In the meantime, prepare the couscous according to the package instructions, using chicken stock (instead of water) and adding 1 tablespoon of olive oil.
To serve, spoon the lemon cumin chicken onto a bed of couscous and then sprinkle some of the remaining mint and garlic over the top. Place a couple of lemon wedges alongside.
Hint: When it comes to the garnish, I love the sharp pungency of fresh garlic contrasted against the fragrant coolness of fresh mint. But if the idea of eating raw garlic just isn't appealing to you, for whatever reason, you can certainly add all of the minced garlic to the marinade and cook it along with the chicken (instead of reserving half for the garnish).
Substitutions
- For the Mint - For a different flavor profile, either parsley or cilantro could be used in place of the mint.
- For The Paprika - There are quite a few alternative possibilities here. For instance, you could substitute your favorite mild chili powder (such as Ancho), pimentón, or Aleppo pepper.

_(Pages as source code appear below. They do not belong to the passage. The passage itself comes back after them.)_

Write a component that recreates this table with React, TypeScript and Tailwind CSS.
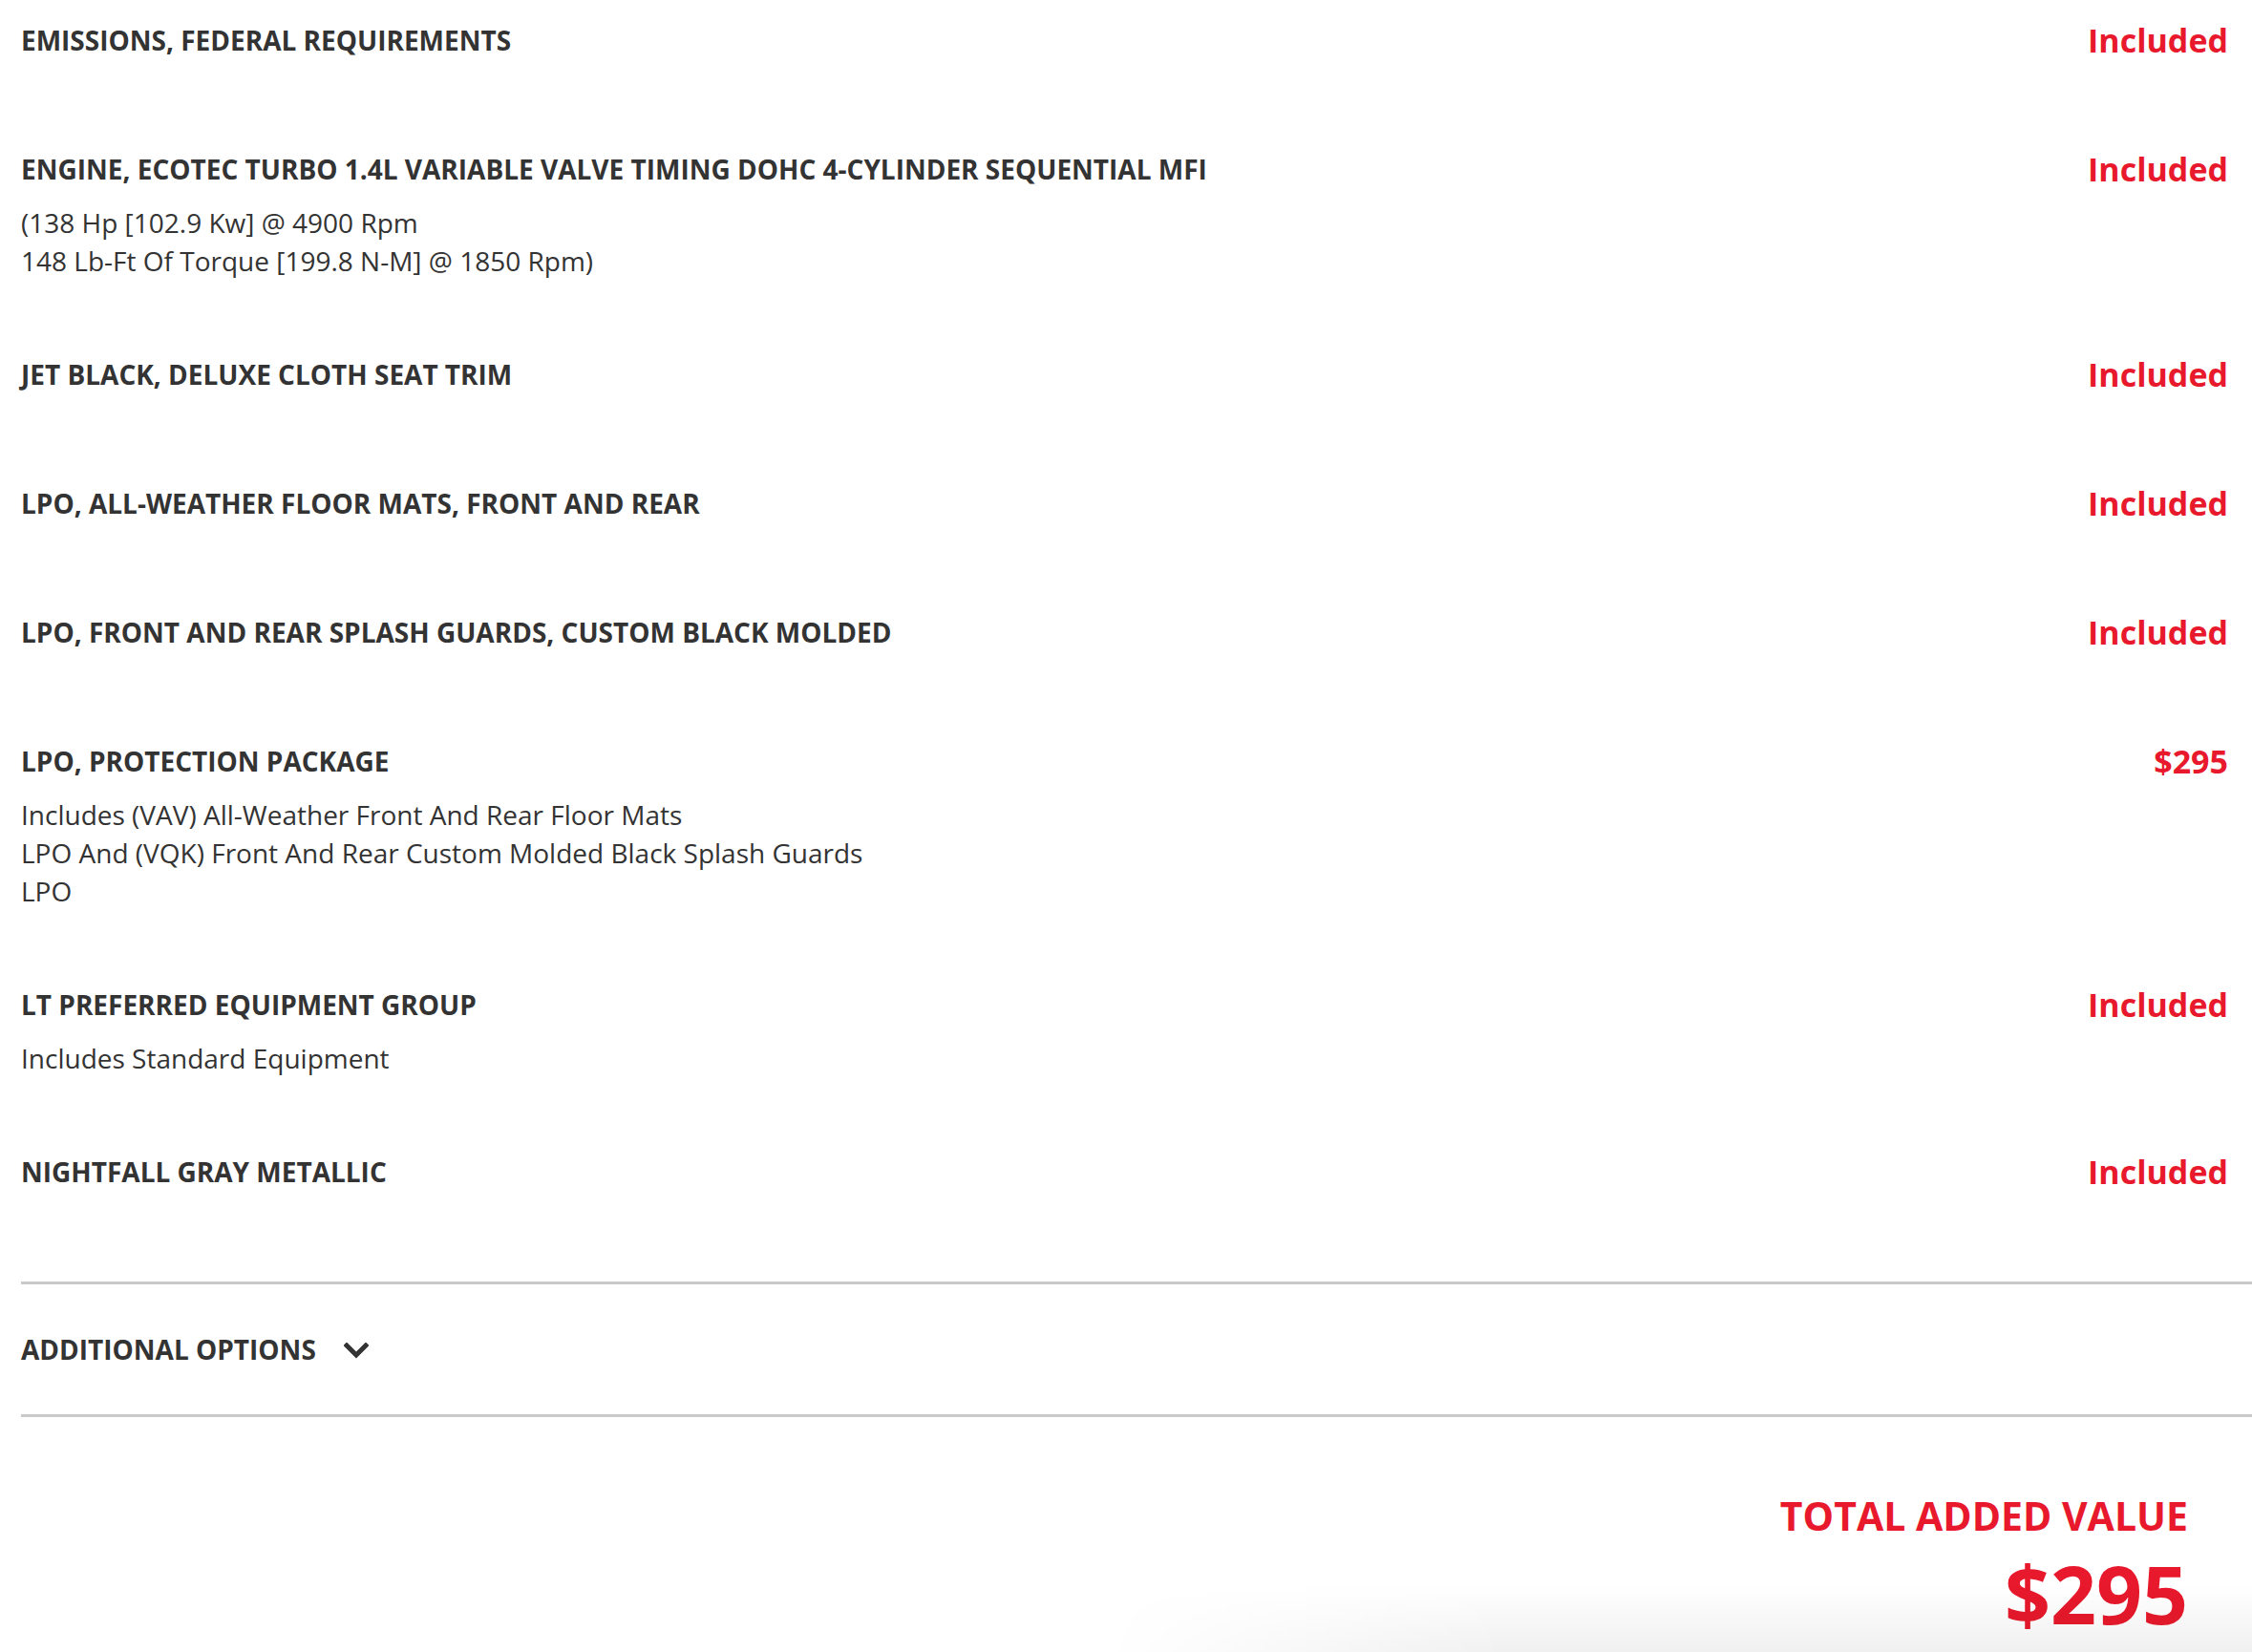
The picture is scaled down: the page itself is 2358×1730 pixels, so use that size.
import React from "react";

type Item = { title: string; price: string; desc?: string[] };

const items: Item[] = [
  { title: "EMISSIONS, FEDERAL REQUIREMENTS", price: "Included" },
  {
    title: "ENGINE, ECOTEC TURBO 1.4L VARIABLE VALVE TIMING DOHC 4-CYLINDER SEQUENTIAL MFI",
    price: "Included",
    desc: ["(138 Hp [102.9 Kw] @ 4900 Rpm", "148 Lb-Ft Of Torque [199.8 N-M] @ 1850 Rpm)"],
  },
  { title: "JET BLACK, DELUXE CLOTH SEAT TRIM", price: "Included" },
  { title: "LPO, ALL-WEATHER FLOOR MATS, FRONT AND REAR", price: "Included" },
  { title: "LPO, FRONT AND REAR SPLASH GUARDS, CUSTOM BLACK MOLDED", price: "Included" },
  {
    title: "LPO, PROTECTION PACKAGE",
    price: "$295",
    desc: [
      "Includes (VAV) All-Weather Front And Rear Floor Mats",
      "LPO And (VQK) Front And Rear Custom Molded Black Splash Guards",
      "LPO",
    ],
  },
  { title: "LT PREFERRED EQUIPMENT GROUP", price: "Included", desc: ["Includes Standard Equipment"] },
  { title: "NIGHTFALL GRAY METALLIC", price: "Included" },
];

export default function App() {
  return (
    <div
      className="relative min-h-[1730px] overflow-hidden bg-white text-[#333333]"
      style={{ fontFamily: '"Open Sans", "Liberation Sans", sans-serif' }}
    >
      <div className="pl-[22px]">
        <div className="flex flex-col">
          {items.map((it) => (
            <div key={it.title} className="flex justify-between pr-[25px] pt-[22px] pb-[57px]">
              <div className="flex flex-col">
                <div className="text-[28px] font-bold leading-[40px] mb-[16px]">{it.title}</div>
                {it.desc && (
                  <div className="flex flex-col">
                    {it.desc.map((d) => (
                      <div key={d} className="text-[28px] leading-[40px]">
                        {d}
                      </div>
                    ))}
                  </div>
                )}
              </div>
              <div className="text-[34px] font-bold leading-[40px] text-[#e8192c]">{it.price}</div>
            </div>
          ))}
        </div>

        <div className="mt-[22px] border-t-[3px] border-[#c9c9c9]" />
        <div className="flex h-[136px] items-center gap-[29px]">
          <span className="text-[28px] font-bold leading-[40px]">ADDITIONAL OPTIONS</span>
          <svg width="26" height="18" viewBox="0 0 26 18" className="mt-[4px]">
            <polyline
              points="3,3 13,13 23,3"
              fill="none"
              stroke="#333333"
              strokeWidth="5"
              strokeLinecap="square"
            />
          </svg>
        </div>
        <div className="border-t-[3px] border-[#c9c9c9]" />

        <div className="mt-[79px] flex flex-col items-end pr-[67px] text-[#e8192c]">
          <div className="text-[41px] font-bold leading-[48px]">TOTAL ADDED VALUE</div>
          <div className="mt-[16px] text-[84px] font-bold leading-[84px]">$295</div>
        </div>
      </div>

      <div className="pointer-events-none absolute bottom-0 right-0 h-[70px] w-[1200px] bg-[linear-gradient(to_bottom,rgba(0,0,0,0),rgba(0,0,0,0.06))] [mask-image:linear-gradient(to_right,transparent,black_35%)]" />
    </div>
  );
}
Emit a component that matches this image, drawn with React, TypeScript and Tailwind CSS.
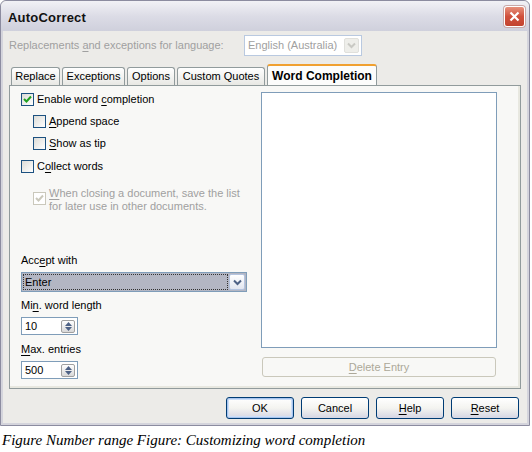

- For the Couscous - No couscous in your pantry? You could also serve this over rice or alongside some pita bread.
Equipment
A microplane is always my weapon of choice for zesting lemons, but you can also use the small holes on a cheese grater for this task. (Or if you happen to possess immense amounts of patience, you could cut wide strips of lemon peel with a knife and then mince them to bits.) Just be careful to avoid the pith.
Storage
Lemon cumin chicken will keep in the refrigerator for 3 to 4 days.
Top tip
Over the years, I have encountered a variety of different opinions about what you can (and can not) do with a marinade once it has touched raw meat. And essentially, there seem to be two basic schools of thought: 1) it must not be consumed under any circumstances, and 2) it is completely safe to consume as long as it has been sufficiently cooked first. For me, it comes down to this...as long as the marinade is brought to a boil and then cooked for at least 5 minutes, I am entirely happy to eat it. That said, do what makes you comfortable. (You can certainly toss the marinade instead of cooking it along with the chicken, if you prefer.)
📖 Recipe
Lemon Cumin Chicken
Equipment
- microplane (or a cheese grater with small holes)
Ingredients
- zest of one lemon
- ⅓ cup fresh lemon juice
- ⅓ cup olive oil (plus 1 tablespoon for the couscous)
- 3 tablespoons fresh mint leaves finely shredded
- 3 garlic cloves minced
- 2 teaspoons ground cumin
- ½ teaspoon paprika
- ½ teaspoon kosher salt
- ¼ teaspoon freshly ground black pepper
- 1 pound boneless skinless chicken breasts cut into chunks
- 10 ounces couscous Moroccan variety (about 1¾ cups)
- 2 cups chicken stock
- lemon wedges (to serve)
Instructions
- Place the lemon zest, lemon juice, olive oil, about half of the mint, about half of the minced garlic, cumin paprika, salt, and pepper in a large bowl. Mix briefly to combine the marinade.
- Add the chicken and stir to coat. Let stand at room temperature for 30 minutes, stirring occasionally.
- Place a large skillet over medium high heat. When the skillet is hot, add the chicken along with the marinade. Once the liquid has come to a boil, adjust the heat to a simmer and then cover the pan with a lid. Cook for 7 to 10 minutes, or until the chicken is cooked through.
- In the meantime, prepare the couscous according to the package instructions, using chicken stock (instead of water).
- To serve, spoon the lemon cumin chicken onto a bed of couscous and sprinkle some of the remaining mint and garlic over the top. Place a couple of lemon wedges alongside.
Peter
Made this as directed, with the exception of using boneless thighs instead of breasts, because thighs. It was hailed by one and all. Into the dinner rotation it goes. Thanks.
Nora
I love a clever substitution...of course thighs! Thanks, Peter. Honored to contribute to the dinner rotation.